Given material:
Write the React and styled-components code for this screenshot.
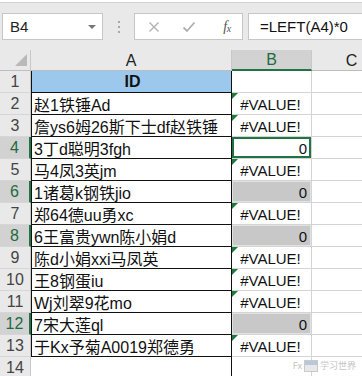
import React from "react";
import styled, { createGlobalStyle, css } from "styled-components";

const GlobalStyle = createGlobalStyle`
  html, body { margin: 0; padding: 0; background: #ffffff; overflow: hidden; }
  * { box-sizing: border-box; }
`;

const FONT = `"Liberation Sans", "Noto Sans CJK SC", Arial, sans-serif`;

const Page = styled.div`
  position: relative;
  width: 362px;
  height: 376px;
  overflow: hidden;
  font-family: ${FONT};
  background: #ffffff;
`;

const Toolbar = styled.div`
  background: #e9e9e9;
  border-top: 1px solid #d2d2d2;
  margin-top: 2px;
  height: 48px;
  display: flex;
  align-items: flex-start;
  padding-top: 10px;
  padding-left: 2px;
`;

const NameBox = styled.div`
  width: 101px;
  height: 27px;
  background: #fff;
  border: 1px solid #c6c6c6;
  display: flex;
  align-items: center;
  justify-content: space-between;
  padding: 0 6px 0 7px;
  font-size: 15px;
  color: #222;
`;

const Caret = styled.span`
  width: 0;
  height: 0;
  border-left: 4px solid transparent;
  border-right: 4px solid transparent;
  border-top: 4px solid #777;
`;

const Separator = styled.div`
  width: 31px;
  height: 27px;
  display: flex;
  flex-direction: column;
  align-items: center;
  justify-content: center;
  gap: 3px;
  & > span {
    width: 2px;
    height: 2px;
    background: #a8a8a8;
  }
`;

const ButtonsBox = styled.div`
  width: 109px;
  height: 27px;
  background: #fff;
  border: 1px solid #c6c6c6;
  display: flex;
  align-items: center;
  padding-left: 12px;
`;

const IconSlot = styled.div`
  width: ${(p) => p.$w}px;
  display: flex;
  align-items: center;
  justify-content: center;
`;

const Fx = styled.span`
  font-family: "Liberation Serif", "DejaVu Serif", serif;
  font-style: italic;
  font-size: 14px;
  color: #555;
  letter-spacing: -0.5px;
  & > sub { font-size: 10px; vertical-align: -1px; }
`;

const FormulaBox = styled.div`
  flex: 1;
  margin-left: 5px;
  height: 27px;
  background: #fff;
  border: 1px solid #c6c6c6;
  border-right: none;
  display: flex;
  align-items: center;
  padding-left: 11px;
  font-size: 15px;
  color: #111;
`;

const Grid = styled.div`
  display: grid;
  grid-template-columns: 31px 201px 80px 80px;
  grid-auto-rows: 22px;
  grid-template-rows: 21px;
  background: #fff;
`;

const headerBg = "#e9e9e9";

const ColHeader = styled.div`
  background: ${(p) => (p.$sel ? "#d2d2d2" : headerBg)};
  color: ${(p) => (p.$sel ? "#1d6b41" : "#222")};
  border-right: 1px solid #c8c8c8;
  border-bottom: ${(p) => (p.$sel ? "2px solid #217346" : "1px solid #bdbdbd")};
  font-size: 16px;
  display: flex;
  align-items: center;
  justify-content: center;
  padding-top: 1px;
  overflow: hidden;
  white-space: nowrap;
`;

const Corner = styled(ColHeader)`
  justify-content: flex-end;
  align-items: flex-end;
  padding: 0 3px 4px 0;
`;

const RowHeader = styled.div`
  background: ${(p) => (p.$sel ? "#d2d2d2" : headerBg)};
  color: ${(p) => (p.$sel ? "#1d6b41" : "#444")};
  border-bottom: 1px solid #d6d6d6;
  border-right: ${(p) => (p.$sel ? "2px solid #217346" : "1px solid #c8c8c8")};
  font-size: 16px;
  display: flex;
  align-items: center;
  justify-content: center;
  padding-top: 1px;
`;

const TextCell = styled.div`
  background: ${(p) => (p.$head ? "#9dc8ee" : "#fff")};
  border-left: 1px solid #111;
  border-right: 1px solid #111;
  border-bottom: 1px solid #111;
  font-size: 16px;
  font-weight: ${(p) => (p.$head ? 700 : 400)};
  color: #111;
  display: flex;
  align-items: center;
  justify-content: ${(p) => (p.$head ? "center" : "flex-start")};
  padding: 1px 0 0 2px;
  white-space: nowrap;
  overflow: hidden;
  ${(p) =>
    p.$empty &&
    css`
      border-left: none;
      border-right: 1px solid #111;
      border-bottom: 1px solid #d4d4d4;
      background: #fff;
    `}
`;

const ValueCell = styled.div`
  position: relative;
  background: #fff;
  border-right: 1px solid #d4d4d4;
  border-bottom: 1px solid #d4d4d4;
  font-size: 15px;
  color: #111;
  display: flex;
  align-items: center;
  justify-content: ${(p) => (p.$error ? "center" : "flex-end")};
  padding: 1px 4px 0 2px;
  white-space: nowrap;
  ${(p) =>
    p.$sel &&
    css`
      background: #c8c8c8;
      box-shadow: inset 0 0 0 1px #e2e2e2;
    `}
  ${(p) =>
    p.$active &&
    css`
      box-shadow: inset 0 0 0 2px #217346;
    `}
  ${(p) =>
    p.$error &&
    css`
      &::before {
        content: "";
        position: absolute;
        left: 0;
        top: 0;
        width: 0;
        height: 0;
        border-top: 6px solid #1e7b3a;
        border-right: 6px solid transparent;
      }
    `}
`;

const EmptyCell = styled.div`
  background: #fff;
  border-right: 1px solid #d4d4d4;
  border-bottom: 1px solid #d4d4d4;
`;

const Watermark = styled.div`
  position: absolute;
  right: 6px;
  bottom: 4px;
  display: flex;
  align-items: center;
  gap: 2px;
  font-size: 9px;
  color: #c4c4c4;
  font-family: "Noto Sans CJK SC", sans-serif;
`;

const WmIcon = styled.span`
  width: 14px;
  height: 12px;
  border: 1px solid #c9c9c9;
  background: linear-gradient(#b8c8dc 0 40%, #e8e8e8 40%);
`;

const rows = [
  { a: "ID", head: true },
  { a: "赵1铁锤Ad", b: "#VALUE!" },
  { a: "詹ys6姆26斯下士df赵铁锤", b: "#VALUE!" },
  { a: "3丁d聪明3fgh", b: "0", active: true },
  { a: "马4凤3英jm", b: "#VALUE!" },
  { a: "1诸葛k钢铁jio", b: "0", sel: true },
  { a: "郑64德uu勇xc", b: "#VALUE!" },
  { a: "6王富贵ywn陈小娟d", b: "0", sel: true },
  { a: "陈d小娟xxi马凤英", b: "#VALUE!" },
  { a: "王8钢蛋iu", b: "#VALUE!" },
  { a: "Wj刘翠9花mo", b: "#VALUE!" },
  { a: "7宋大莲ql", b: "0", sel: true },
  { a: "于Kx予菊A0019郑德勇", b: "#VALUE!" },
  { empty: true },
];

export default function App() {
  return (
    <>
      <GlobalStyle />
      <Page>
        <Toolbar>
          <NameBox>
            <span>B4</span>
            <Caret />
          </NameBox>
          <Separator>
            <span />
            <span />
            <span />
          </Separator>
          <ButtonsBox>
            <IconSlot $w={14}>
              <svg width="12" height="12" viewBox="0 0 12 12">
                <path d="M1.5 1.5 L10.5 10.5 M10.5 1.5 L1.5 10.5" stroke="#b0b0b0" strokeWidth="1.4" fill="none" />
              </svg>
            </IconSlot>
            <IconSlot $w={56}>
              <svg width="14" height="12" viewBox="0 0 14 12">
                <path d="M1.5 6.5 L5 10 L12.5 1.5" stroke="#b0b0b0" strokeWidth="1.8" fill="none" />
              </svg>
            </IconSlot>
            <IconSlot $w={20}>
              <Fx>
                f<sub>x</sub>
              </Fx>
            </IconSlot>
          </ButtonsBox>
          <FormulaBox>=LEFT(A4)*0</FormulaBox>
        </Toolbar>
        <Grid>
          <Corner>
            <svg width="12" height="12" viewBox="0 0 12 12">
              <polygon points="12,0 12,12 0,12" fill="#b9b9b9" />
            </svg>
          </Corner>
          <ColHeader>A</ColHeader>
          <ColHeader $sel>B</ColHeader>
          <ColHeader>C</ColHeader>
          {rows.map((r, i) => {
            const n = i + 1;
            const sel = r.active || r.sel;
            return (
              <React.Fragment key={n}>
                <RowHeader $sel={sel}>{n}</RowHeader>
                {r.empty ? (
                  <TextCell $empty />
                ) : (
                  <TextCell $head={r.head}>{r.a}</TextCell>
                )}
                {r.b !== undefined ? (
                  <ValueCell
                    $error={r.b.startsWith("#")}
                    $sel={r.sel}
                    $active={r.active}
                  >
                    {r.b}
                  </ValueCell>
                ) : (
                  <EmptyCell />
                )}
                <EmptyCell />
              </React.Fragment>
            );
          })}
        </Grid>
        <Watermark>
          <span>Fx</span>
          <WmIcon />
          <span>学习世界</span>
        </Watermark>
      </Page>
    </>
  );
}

To be done: Check each line above for the string "components", then copy the ones that have it.

Result:
Write the React and styled-components code for this screenshot.
import styled, { createGlobalStyle, css } from "styled-components";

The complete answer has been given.